Despite the higher costs, the company continued to benefit from productivity enhancements across its distribution network and ongoing initiatives aimed at streamlining administrative operations and reducing overhead costs.

Operating expenses represented 15.0% of net sales during the quarter. Adjusted operating expenses rose 3.9% to $1.3 billion, while adjusted operating expenses as a percentage of net sales were 13.3%.

Net income attributable to the company totaled $116 million during the first quarter, up slightly from the prior year’s result. The increase represented growth of 0.9%, or approximately $1 million. Net income margin was 1.2%, down marginally by 2 basis points compared with the same quarter last year.

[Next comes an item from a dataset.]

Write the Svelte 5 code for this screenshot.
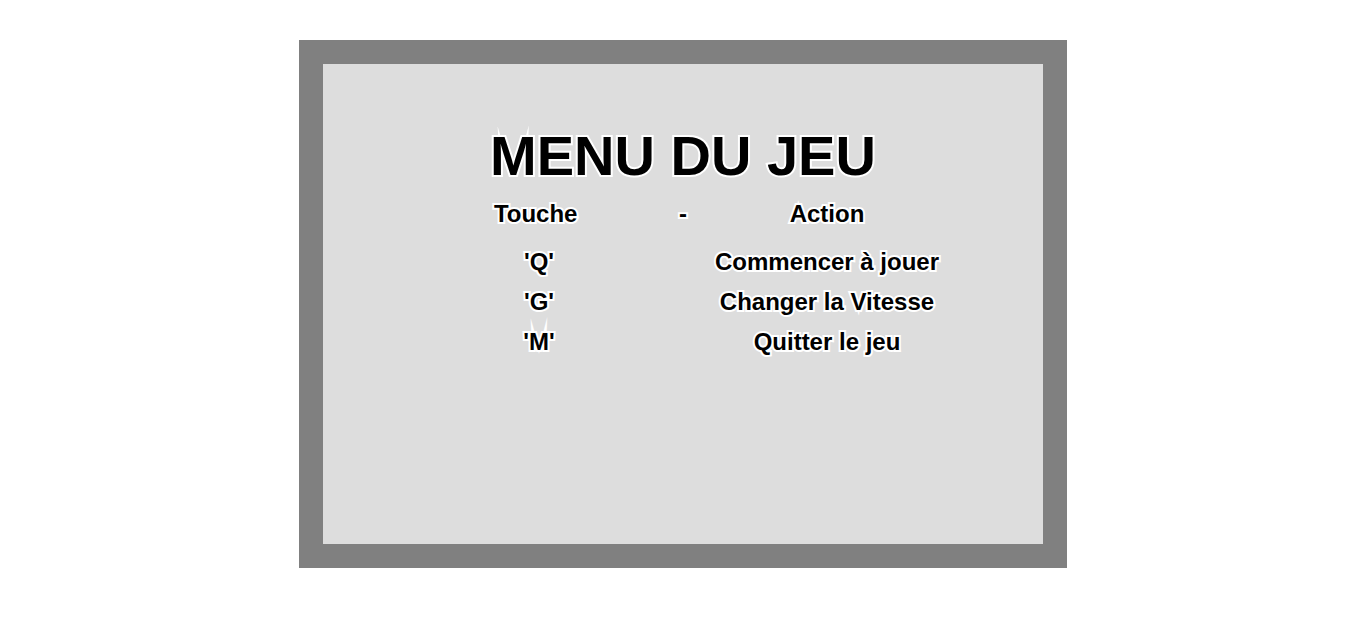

Adjusted EBITDA, one of the company’s primary profitability measures, increased 6.2% year over year to $413 million. Adjusted EBITDA margin improved by 14 basis points to 4.3%, demonstrating continued operating leverage and efficiency improvements across the business.

Diluted earnings per share for the quarter reached $0.52, an increase of 6.1% from the prior year period. Adjusted diluted earnings per share climbed 14.7% to $0.78, significantly outpacing Adjusted EBITDA growth and reflecting the company’s focus on disciplined capital allocation and share repurchases.

Chief Financial Officer Dirk Locascio said the company’s self-help initiatives continued to support solid financial performance during the quarter. He emphasized that US Foods successfully expanded margins while growing adjusted diluted earnings per share at a faster pace than adjusted EBITDA.

Locascio also highlighted the company’s strong operating cash flow generation and disciplined approach to capital allocation, which included investments to support long-term growth while simultaneously returning capital to shareholders through stock repurchases.

Cash flow from operating activities for the first three months of fiscal year 2026 totaled $294 million. This represented a decrease of $97 million compared with the prior year period, largely due to changes in operating assets and liabilities as well as higher tax payments during 2026.

Capital expenditures during the quarter reached $98 million, increasing by $14 million year over year. The spending primarily supported investments in information technology systems, facility improvements, property and equipment, and expansion and modernization of distribution infrastructure.

US Foods ended the quarter with net debt of approximately $5.1 billion. The company’s net debt-to-adjusted EBITDA ratio improved to 2.6x at the end of the first quarter, compared with 2.7x at the end of fiscal year 2025, indicating continued balance sheet strengthening.

The company also remained active in returning value to shareholders through stock buybacks. During the first quarter, US Foods repurchased approximately 1.4 million shares of common stock for a total of $125 million. This included $50 million related to settlements from an accelerated share repurchase agreement initiated in November 2025.

At the end of the quarter, the company still had $14 million remaining under its May 2025 share repurchase authorization and approximately $1 billion remaining under its November 2025 repurchase program.

Looking ahead, US Foods reaffirmed its full-year fiscal 2026 guidance originally issued in February 2026. The company continues to expect net sales growth between 4% and 6% for the full fiscal year.

Management also reaffirmed expectations for Adjusted EBITDA growth in the range of 9% to 13%, while adjusted diluted earnings per share are projected to increase between 18% and 24% during fiscal year 2026.

The company noted that fiscal year 2026 includes a 53rd week, which is expected to contribute approximately 1% to both total case growth and Adjusted EBITDA growth for the year.

With continued momentum in its independent restaurant business, ongoing operational improvements, disciplined cost management, and strong shareholder return initiatives, US Foods believes it remains well-positioned to navigate market uncertainty while continuing to drive profitable growth throughout fiscal 2026.